Sie haben eine Freundin, die womöglich dement ist und wissen nun nicht, wie Sie ihr helfen können, weil sie auch mal grantig wird, wenn Sie das versuchen. Wie geht man mit so einem Fall um?
Das ist eine ganz häufige und typische Situation. Meistens ist es so, dass Menschen, die sich im Anfangsstadium von Demenz befinden, diese Tatsache ganz weit von sich weisen, weil sie Angst davor haben und sich bedroht fühlen und merken, dass ganz viele Dinge nicht mehr klappen in ihrem Alltag. Und sie haben Angst davor, dass andere über sie bestimmen, dass sie abgestempelt, ausgegrenzt, bevormundet und dergleichen werden. Da ist natürlich guter Rat teuer.

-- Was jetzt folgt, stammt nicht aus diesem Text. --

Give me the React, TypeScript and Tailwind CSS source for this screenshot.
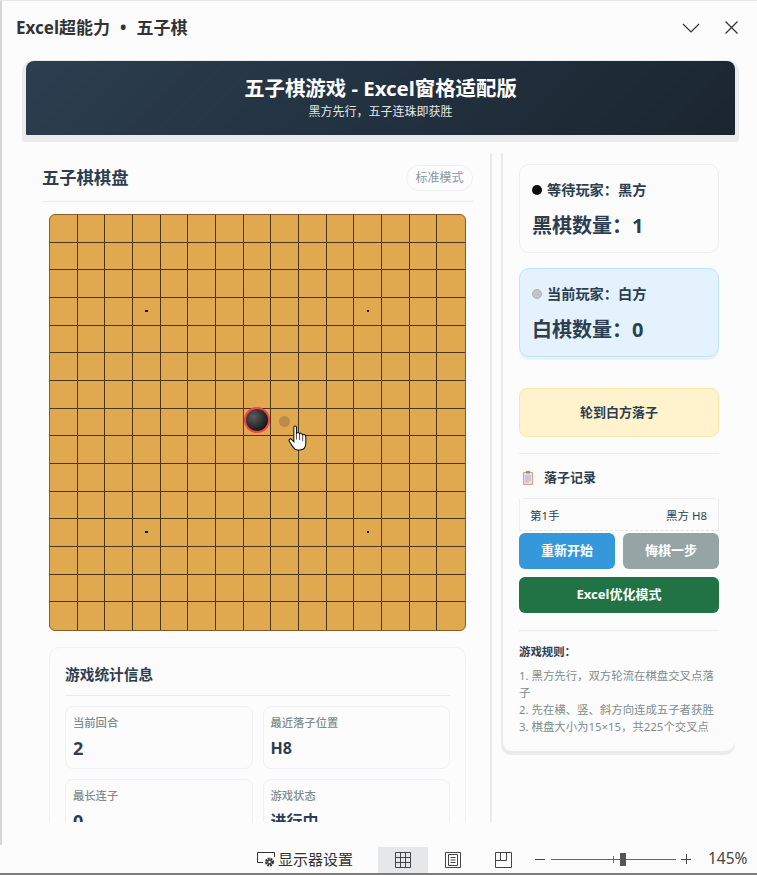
const cells = Array.from({ length: 225 }, (_, i) => i);

const PlayerCard = ({ active, label, count }: { active?: boolean; label: string; count: string }) => (
  <div
    className={`h-[89px] rounded-[10px] border px-[12px] pt-[14px] ${
      active
        ? "border-[#bfe3fc] bg-[#e3f2fd] shadow-[0_3px_0_#e6f3fd]"
        : "border-[#eceef1] bg-[#fcfcfc]"
    }`}
  >
    <div className="flex h-[21px] items-center gap-[5px] text-[14.2px] font-semibold text-[#2c3e50]">
      <span
        className={`size-[10px] rounded-full ${active ? "border border-[#a9b5ba] bg-[#c4c4c4]" : "bg-[#0c0c0c]"}`}
      />
      {label}
    </div>
    <div className="mt-[11px] h-[30px] text-[20px] leading-[30px] font-bold text-[#2c3e50]">{count}</div>
  </div>
);

const StatCell = ({ label, value, big }: { label: string; value: string; big?: boolean }) => (
  <div className="h-[63px] rounded-[8px] border border-[#eef1f5] px-[7px] pt-[8px]">
    <div className="text-[11.3px] leading-[16px] font-medium text-[#7f8c8d]">{label}</div>
    <div className={`mt-[5px] leading-[24px] font-bold text-[#2c3e50] ${big ? "text-[16px]" : "text-[18px]"}`}>
      {value}
    </div>
  </div>
);

export default function App() {
  return (
    <div className="flex h-[875px] w-[757px] flex-col overflow-hidden border-t border-[#e6e6e6] bg-[#fcfcfc] [font-family:'Noto_Sans','Noto_Sans_CJK_SC',sans-serif]">
      <div className="flex min-h-0 flex-1 flex-col border-l-2 border-[#d6d6d6]">
        {/* title bar */}
        <div className="flex h-[55px] shrink-0 items-center justify-between pr-[19px] pb-[2px] pl-[14px]">
          <span className="text-[17px] font-bold text-[#333333]">
            Excel超能力<span className="mx-[10px]">•</span>五子棋
          </span>
          <div className="flex items-center gap-[25px]">
            <svg width="18" height="10" viewBox="0 0 18 10" fill="none" stroke="#333" strokeWidth="1.2">
              <path d="M1 1l8 8 8-8" />
            </svg>
            <svg width="13" height="13" viewBox="0 0 13 13" fill="none" stroke="#333" strokeWidth="1.2">
              <path d="M.5.5l12 12M12.5.5l-12 12" />
            </svg>
          </div>
        </div>

        <div className="mb-[23px] min-h-0 flex-1 overflow-hidden pt-[5px] pl-[24px]">
          {/* banner */}
          <div className="flex h-[74px] w-[709px] flex-col items-center rounded-t-[8px] rounded-b-[1px] bg-[linear-gradient(135deg,#2c3e50,#1a252f)] pt-[12px] text-white shadow-[0_3px_0_4px_#e9ebed]">
            <div className="text-[20.4px] leading-[30px] font-bold">五子棋游戏 - Excel窗格适配版</div>
            <div className="text-[12px] leading-[18px] text-[#e3e7ea]">黑方先行，五子连珠即获胜</div>
          </div>

          <div className="mt-[18px] flex items-start gap-[9px]">
            {/* left column */}
            <div className="w-[466px] shrink-0 border-r-2 border-[#e9ebed] pt-[12px] pr-[17px] pl-[16px]">
              <div className="flex items-center justify-between border-b border-[#e9ebed] pb-[10px]">
                <span className="text-[17.3px] font-bold text-[#2c3e50]">五子棋棋盘</span>
                <span className="flex h-[26px] w-[67px] items-center justify-center rounded-full border border-[#ebf0f5] text-[12px] text-[#8a979f]">
                  标准模式
                </span>
              </div>

              <div className="relative mt-[12px] ml-[7px] grid h-[417px] w-[417px] grid-cols-15 grid-rows-15 overflow-hidden rounded-[6px] border border-[#8b5a2b] bg-[#e0a84f]">
                {cells.map((i) => (
                  <div
                    key={i}
                    className={`border-[#4a3719] ${(i + 1) % 15 === 0 ? "" : "border-r"} ${i >= 210 ? "" : "border-b"}`}
                  />
                ))}
                <span className="absolute top-[95px] left-[95px] h-[2px] w-[3px] bg-[#111]" />
                <span className="absolute top-[95px] left-[317px] h-[2px] w-[2px] bg-[#111]" />
                <span className="absolute top-[316px] left-[95px] h-[2px] w-[3px] bg-[#111]" />
                <span className="absolute top-[316px] left-[317px] h-[2px] w-[2px] bg-[#111]" />
                <span className="absolute top-[192px] left-[194px] size-[26px] rounded-full border-2 border-[#f4434a] bg-[radial-gradient(circle_at_35%_35%,#5c5c5c,#161616_75%)]" />
                <span className="absolute top-[201px] left-[229px] size-[11px] rounded-full bg-[#bd8b48]" />
                {/* mouse cursor */}
                <svg className="absolute top-[210px] left-[238px]" width="19" height="26" viewBox="0 0 18 25" stroke="#111" strokeWidth="1" fill="#fff">
                  <path d="M5.5 2C5.5.5 8 .5 8 2v6c1-1 2.5-1 3 .5 1-1 2.5-.5 3 1 1-1 3 0 3 1.500V17c0 4-2 7-6 7H9c-2 0-3.500-1.500-4.500-3L1 15.500c-.7-1.500 1-3 2.500-1.500l2 2z" />
                  <path d="M8 8v6M11 8.500v6M14 9.500v6" fill="none" strokeWidth="0.7" />
                </svg>
              </div>

              <div className="mt-[16px] ml-[7px] w-[417px] rounded-[10px] border border-[#eef1f5] px-[15px] pt-[14px]">
                <div className="border-b border-[#e9ebed] pb-[9px] text-[14.7px] leading-[24px] font-bold text-[#2c3e50]">
                  游戏统计信息
                </div>
                <div className="mt-[10px] grid grid-cols-2 gap-[10px]">
                  <StatCell label="当前回合" value="2" />
                  <StatCell label="最近落子位置" value="H8" big />
                  <StatCell label="最长连子" value="0" />
                  <StatCell label="游戏状态" value="进行中" big />
                </div>
              </div>
            </div>

            {/* right column */}
            <div className="h-[598px] w-[234px] shrink-0 rounded-b-[10px] border-l-2 border-[#e9ebed] pt-[11px] pr-[16px] pl-[16px] shadow-[0_4px_0_#e9ebed]">
              <PlayerCard label="等待玩家：黑方" count="黑棋数量：1" />
              <div className="mt-[15px]">
                <PlayerCard active label="当前玩家：白方" count="白棋数量：0" />
              </div>
              <div className="mt-[31px] flex h-[49px] items-center justify-center rounded-[8px] border border-[#ffe5a3] bg-[#fff3cd] text-[13px] font-bold text-[#2c3e50]">
                轮到白方落子
              </div>
              <div className="mt-[16px] border-t border-[#e9ebed]" />
              <div className="flex h-[44px] items-center gap-[6px] pt-[4px] pl-[4px] text-[13px] font-semibold text-[#2c3e50]">
                <svg width="10" height="14" viewBox="0 0 10 14">
                  <rect x="0" y="1" width="10" height="13" rx="1" fill="#d9a27a" />
                  <rect x="1" y="2" width="8" height="11" fill="#e6e0ee" />
                  <rect x="3" y="0" width="4" height="2.500" fill="#8d8d96" />
                  <path d="M2 5h6M2 7h6M2 9h6M2 11h4" stroke="#a79fb8" strokeWidth="0.8" />
                </svg>
                <span className="ml-[5px]">落子记录</span>
              </div>
              <div className="mx-[4px] border-t border-[#e9ebed]" />
              <div className="flex h-[32px] items-center justify-between border-x border-b border-b-[#e3e5e8] border-x-[#eceef1] pt-[2px] pr-[11px] pl-[10px] text-[11.5px] text-[#2c3e50] [border-bottom-style:dashed]">
                <span>第1手</span>
                <span>黑方 H8</span>
              </div>
              <div className="mt-[2px] grid grid-cols-2 gap-[8px]">
                <button className="h-[36px] rounded-[6px] bg-[#3498db] text-[13px] font-bold text-white">重新开始</button>
                <button className="h-[36px] rounded-[6px] bg-[#95a5a6] text-[13px] font-bold text-white">悔棋一步</button>
              </div>
              <button className="mt-[8px] h-[36px] w-full rounded-[6px] bg-[#217346] text-[13px] font-bold text-white">
                Excel优化模式
              </button>
              <div className="mt-[17px] border-t border-[#e9ebed]" />
              <div className="mt-[13px] text-[11.4px] leading-[16px] font-bold text-[#2c3e50]">游戏规则：</div>
              <div className="mt-[7px] text-[11.4px] leading-[17px] text-[#7f8c8d]">
                <div>1. 黑方先行，双方轮流在棋盘交叉点落子</div>
                <div>2. 先在横、竖、斜方向连成五子者获胜</div>
                <div>3. 棋盘大小为15×15，共225个交叉点</div>
              </div>
            </div>
          </div>
        </div>
      </div>

      {/* status bar */}
      <div className="flex h-[30px] shrink-0 items-start border-b-2 border-[#7b7b7b] pl-[257px] text-[#333333]">
        <div className="flex h-[28px] w-[96px] items-center gap-[2px] text-[15px]">
          <svg width="19" height="18" viewBox="0 0 19 18" fill="none" stroke="#333" strokeWidth="1">
            <path d="M6 12.500H.5v-10h17v4.500" />
            <circle cx="12.500" cy="12" r="3.200" strokeWidth="2.600" strokeDasharray="1.800 0.800" />
            <circle cx="12.500" cy="12" r="1.800" strokeWidth="1.200" />
          </svg>
          <span>显示器设置</span>
        </div>
        <div className="mt-[2px] ml-[25px] flex h-[26px] w-[50px] items-center justify-center bg-[#e6e7e9]">
          <svg width="16" height="16" viewBox="0 0 16 16" fill="none" stroke="#444" strokeWidth="1">
            <path d="M.5.5h15v15H.5zM5.500.5v15M10.500.5v15M.5 5.500h15M.5 10.500h15" />
          </svg>
        </div>
        <div className="mt-[2px] flex h-[26px] w-[50px] items-center justify-center">
          <svg width="16" height="16" viewBox="0 0 16 16" fill="none" stroke="#444" strokeWidth="1">
            <path d="M.5.5h15v15H.5zM3.500 2.500h9v11h-9zM5.500 5.500h5M5.500 8h5M5.500 10.500h5" />
          </svg>
        </div>
        <div className="mt-[2px] flex h-[26px] w-[50px] items-center justify-center">
          <svg width="17" height="16" viewBox="0 0 17 16" fill="none" stroke="#444" strokeWidth="1">
            <path d="M.5.5h16v15H.5zM.5 8.500h11V.5M5.500.5v8" />
          </svg>
        </div>
        <div className="flex h-[28px] items-center">
          <span className="ml-[7px] h-px w-[10px] bg-[#444]" />
          <div className="relative ml-[6px] h-px w-[125px] bg-[#666]">
            <span className="absolute top-[-3px] left-[62px] h-[7px] w-px bg-[#666]" />
            <span className="absolute top-[-6px] left-[69px] h-[13px] w-[6px] bg-[#555]" />
          </div>
          <svg className="ml-[5px]" width="10" height="10" viewBox="0 0 10 10" stroke="#444" strokeWidth="1">
            <path d="M0 5.500h10M5.500 0v10" />
          </svg>
          <span className="ml-[17px] text-[15.500px] text-[#444]">145%</span>
        </div>
      </div>
    </div>
  );
}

Entweder Sie haben Glück, wenn Sie Ihre Freundin sehr vorsichtig und taktvoll darauf ansprechen und sie öffnet sich Ihnen. Dann könnten Sie ihr sagen: Hör‘ mal, es wäre vielleicht gut, wenn Du mal zum Arzt gehst und das abklären lässt. Vielleicht kann man ein bißchen was verbessern oder Dir tatsächlich helfen. Und übrigens ist nicht jede organische Einschränkung unbedingt auch gleich eine Demenz, die irreversibel ist. Vielleicht man im Einzelfall tatsächlich eine Heilung oder doch zumindest eine Besserung bewirken. Insofern lässt sich der Arztbesuch nicht nur als Bedrohung hinstellen, sondern als Möglichkeit zur Hilfe.
Leider verhält es sich in der Regel so dass potentiell Betroffene die Möglichkeit einer Erkrankung beim Ansprechen weit von sich weisen und sagen: Ich doch nicht. Oder sie beschuldigen anderen, verteidigen sich oder bluffen sehr gut. Das ist sehr typisch für Alzheimerkranke: Ich weiß es doch, oder Das musst Du doch selber wissen – frag‘ mich doch nicht solche Dinge. Da fallen dann solche Bemerkungen.
In so einem Falle ist nicht mehr so ganz leicht, damit umzugehen. Man sollte versuchen, innerhalb der Familie, ein gutes Gespräch zu führen und immer wieder zu versuchen, ob man den Menschen vorsichtig und offen miteinbeziehen kann. Wenn ja, ist es gut. Und wenn es gar nicht geht, muss die Familie weitere Schritte einleiten, so zum Beispiel schauen, wie man den Menschen doch zu einer Diagnose überreden kann und wie man für sein zukünftiges Leben doch eine vernünftige Weichenstellung bewerkstelligen kann.
Falls die Freundin jedoch sofort ganz aggressiv reagieren sollte, fühlt sie sich vermutlich sehr bedroht. Und wer von uns lässt sich schon gerne mit vermeintlichem Versagen und nachlassen des Gehirns konfrontieren?
Ich denke, es gibt Kleinigkeiten, die man tun kann. So kann man den Menschen gegenüber ganz liebevoll und verständnisvoll reagieren ohne ihn dabei zu entmündigen und ihm das Gefühl zu geben: Ich halte Dich für krank und nehme Dich nicht mehr ernst. Es geht darum dem Menschen zu zeigen: Ich mag und schätze Dich. Und man sollte ihm immer wieder zeigen, was er noch alles kann. Man sollte ihn nicht auf die Defizite hinweisen.
Die andere Möglichkeit wäre es, mal den Hausarzt anzurufen, falls man ihn kennt und ihm zu sagen, dass man einen ernsthaften Verdacht einer Demenzerkrankung hegt. Oft ist der Hausarzt doch seit Jahren eine Vertrauensperson im Leben von älteren Menschen. Er kann vielleicht einer ganz vertrauensvollen Situation dieses Thema ansprechen.
Und wenn das alles nichts hilft, wäre das eine von vielen Situationen, die ganz häufig vorkommen und mit denen man leben muss. Wenn dies eine Demenz ist, wird sie auf jeden Fall voranschreiten, und irgendwann wird dieses sehr aggressive Verhalten nachlassen. Und dann hat die Zeit ihre Funktion erfüllt.